[Code that builds pages]
━━━━━━

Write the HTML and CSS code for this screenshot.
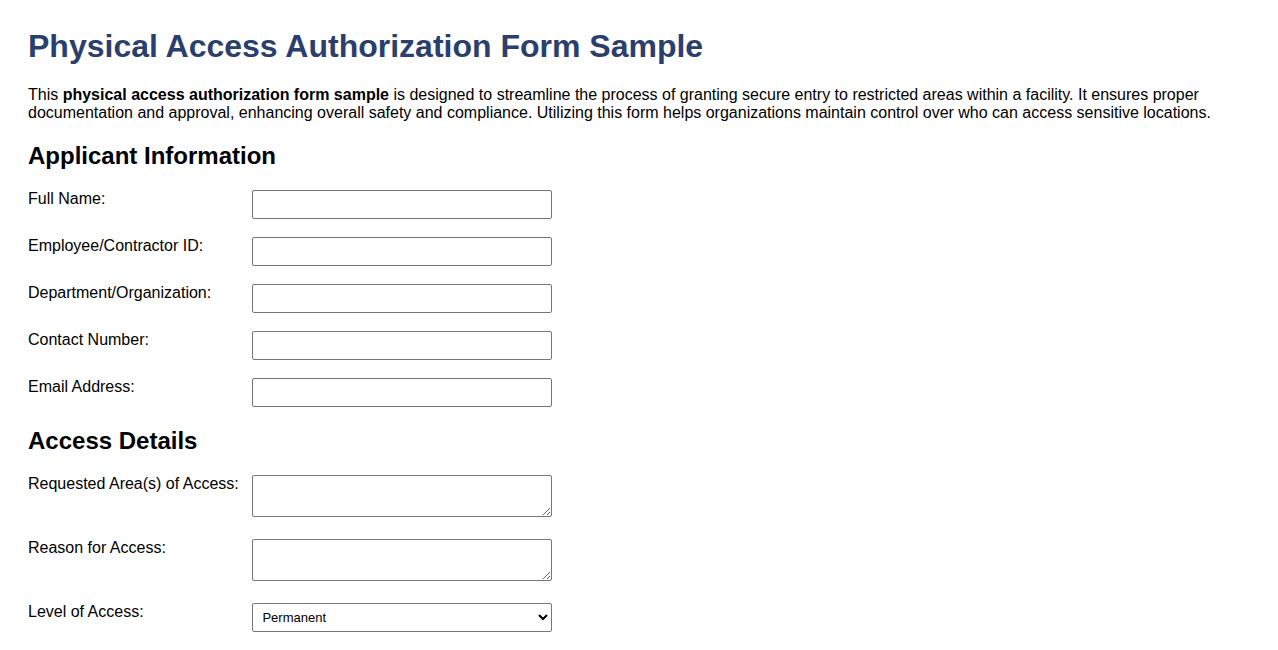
FILE: index.html
```html
<!DOCTYPE html>
<html lang="en">
<head>
    <meta charset="UTF-8">
    <meta name="viewport" content="width=device-width, initial-scale=1.0">
    <title>Physical Access Authorization Form Sample</title>
    <link rel="stylesheet" href="styles.css">
</head>
<body>
    <h1>Physical Access Authorization Form Sample</h1>
    <p>This <strong>physical access authorization form sample</strong> is designed to streamline the process of granting secure entry to restricted areas within a facility. It ensures proper documentation and approval, enhancing overall safety and compliance. Utilizing this form helps organizations maintain control over who can access sensitive locations.</p>

    <form>
        <h2>Applicant Information</h2>
        <div class="form-group">
            <label for="fullName">Full Name:</label>
            <input type="text" id="fullName">
        </div>
        <div class="form-group">
            <label for="employeeId">Employee/Contractor ID:</label>
            <input type="text" id="employeeId">
        </div>
        <div class="form-group">
            <label for="department">Department/Organization:</label>
            <input type="text" id="department">
        </div>
        <div class="form-group">
            <label for="contact">Contact Number:</label>
            <input type="text" id="contact">
        </div>
        <div class="form-group">
            <label for="email">Email Address:</label>
            <input type="email" id="email">
        </div>

        <h2>Access Details</h2>
        <div class="form-group">
            <label for="areas">Requested Area(s) of Access:</label>
            <textarea id="areas"></textarea>
        </div>
        <div class="form-group">
            <label for="reason">Reason for Access:</label>
            <textarea id="reason"></textarea>
        </div>
        <div class="form-group">
            <label for="level">Level of Access:</label>
            <select id="level">
                <option>Permanent</option>
                <option>Temporary</option>
                <option>Escorted</option>
            </select>
        </div>
    </form>
</body>
</html>
```

FILE: styles.css
```css
body {
    font-family: "Liberation Sans", Arial, sans-serif;
    font-size: 16px;
    color: #000;
    background-color: #fff;
    padding: 20px;
}
h1 {
    color: #2b3f6e;
    font-size: 32px;
    margin-top: 0;
    margin-bottom: 21px;
}
h2 {
    font-size: 24px;
    margin: 20px 0;
}
p {
    margin: 0 0 16px;
}
.form-group {
    margin-bottom: 18px;
}
label {
    display: inline-block;
    width: 220px;
    vertical-align: top;
}
input,
textarea,
select {
    box-sizing: border-box;
    width: 300px;
    font-family: "Liberation Sans", Arial, sans-serif;
    font-size: 13px;
    border: 1px solid #767676;
    border-radius: 2px;
}
input {
    height: 29px;
    padding: 6px;
}
textarea {
    height: 42px;
    padding: 6px;
}
select {
    height: 29px;
    padding: 4px 5px;
    background-color: #fff;
    color: #000;
}
```
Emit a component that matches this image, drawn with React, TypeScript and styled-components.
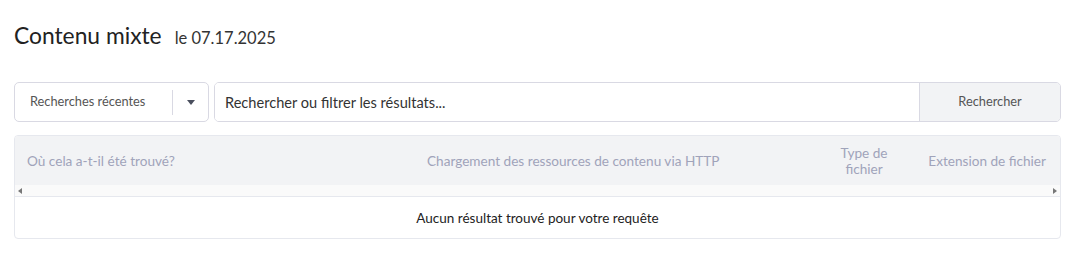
import React from "react";
import styled, { createGlobalStyle } from "styled-components";

const GlobalStyle = createGlobalStyle`
    body {
        margin: 0;
        background: #ffffff;
        font-family: Lato, "Noto Sans", sans-serif;
        color: #222222;
    }
`;

type Column = {
    label: string;
    align: "left" | "center" | "right";
};

const columns: Column[] = [
    { label: "Où cela a-t-il été trouvé?", align: "left" },
    { label: "Chargement des ressources de contenu via HTTP", align: "left" },
    { label: "Type de fichier", align: "center" },
    { label: "Extension de fichier", align: "right" },
];

export default function App() {
    return (
        <>
            <GlobalStyle />
            <Page>
                <TitleRow>
                    <Title>Contenu mixte</Title>
                    <DateLabel>le 07.17.2025</DateLabel>
                </TitleRow>

                <SearchBar>
                    <RecentSelect>
                        <SelectLabel>Recherches récentes</SelectLabel>
                        <SelectDivider />
                        <SelectArrow />
                    </RecentSelect>
                    <SearchGroup>
                        <SearchInput placeholder="Rechercher ou filtrer les résultats..." />
                        <SearchButton>Rechercher</SearchButton>
                    </SearchGroup>
                </SearchBar>

                <TableCard>
                    <HeaderRow>
                        {columns.map((col) => (
                            <HeaderCell key={col.label} $align={col.align}>
                                {col.label}
                            </HeaderCell>
                        ))}
                    </HeaderRow>
                    <ScrollTrack>
                        <ScrollArrow $dir="left" />
                        <ScrollArrow $dir="right" />
                    </ScrollTrack>
                    <EmptyRow>Aucun résultat trouvé pour votre requête</EmptyRow>
                </TableCard>
            </Page>
        </>
    );
}

const Page = styled.div`
    padding: 21px 10px 20px 14px;
`;

const TitleRow = styled.div`
    display: flex;
    align-items: baseline;
    gap: 13px;
    height: 31px;
`;

const Title = styled.h1`
    margin: 0;
    font-size: 22.8px;
    font-weight: 400;
    color: #222222;
`;

const DateLabel = styled.span`
    font-size: 16.5px;
    color: #333333;
`;

const SearchBar = styled.div`
    display: flex;
    gap: 5px;
    margin-top: 30px;
    height: 40px;
`;

const RecentSelect = styled.div`
    width: 195px;
    box-sizing: border-box;
    display: flex;
    align-items: center;
    border: 1px solid #d9d9e3;
    border-radius: 5px;
    padding: 0 0 0 15px;
`;

const SelectLabel = styled.span`
    flex: 1;
    font-size: 12.8px;
    color: #555555;
    padding-bottom: 3px;
`;

const SelectDivider = styled.span`
    width: 1px;
    height: 25px;
    background: #d9d9e3;
`;

const SelectArrow = styled.span`
    width: 35px;
    display: flex;
    justify-content: center;
    &::after {
        content: "";
        border-left: 4px solid transparent;
        border-right: 4px solid transparent;
        border-top: 5px solid #4a4f5e;
    }
`;

const SearchGroup = styled.div`
    flex: 1;
    display: flex;
    border: 1px solid #d9d9e3;
    border-radius: 5px;
    overflow: hidden;
`;

const SearchInput = styled.input`
    flex: 1;
    border: none;
    outline: none;
    padding: 0 10px;
    font-family: Lato, "Noto Sans", sans-serif;
    font-size: 14.6px;
    color: #222222;
    &::placeholder {
        color: #333333;
    }
`;

const SearchButton = styled.button`
    width: 141px;
    border: none;
    border-left: 1px solid #d9d9e3;
    background: #f2f3f5;
    font-family: Lato, "Noto Sans", sans-serif;
    font-size: 12.8px;
    color: #555555;
    padding-bottom: 3px;
`;

const TableCard = styled.div`
    margin-top: 13px;
    border: 1px solid #e6e8ee;
    border-radius: 4px;
    overflow: hidden;
`;

const HeaderRow = styled.div`
    display: grid;
    grid-template-columns: 400px 400px 100px 1fr;
    height: 49px;
    background: #f2f3f5;
    align-items: center;
`;

const HeaderCell = styled.div<{ $align: "left" | "center" | "right" }>`
    padding: 0 14px 0 12px;
    font-size: 13.6px;
    line-height: 16px;
    color: #a0a3ba;
    text-align: ${(p) => p.$align};
`;

const ScrollTrack = styled.div`
    height: 11px;
    background: #fafafa;
    border-bottom: 1px solid #e6e8ee;
    display: flex;
    justify-content: space-between;
    align-items: center;
    padding: 0 3px;
`;

const ScrollArrow = styled.span<{ $dir: "left" | "right" }>`
    width: 0;
    height: 0;
    border-top: 3px solid transparent;
    border-bottom: 3px solid transparent;
    ${(p) =>
        p.$dir === "left"
            ? "border-right: 4px solid #777;"
            : "border-left: 4px solid #777;"}
`;

const EmptyRow = styled.div`
    height: 41px;
    display: flex;
    align-items: center;
    justify-content: center;
    font-size: 13.5px;
    color: #222222;
`;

━━━━━━

GOAL — Give only the count of lines in this material that contain the string "components".

CORRECT RESPONSE — 2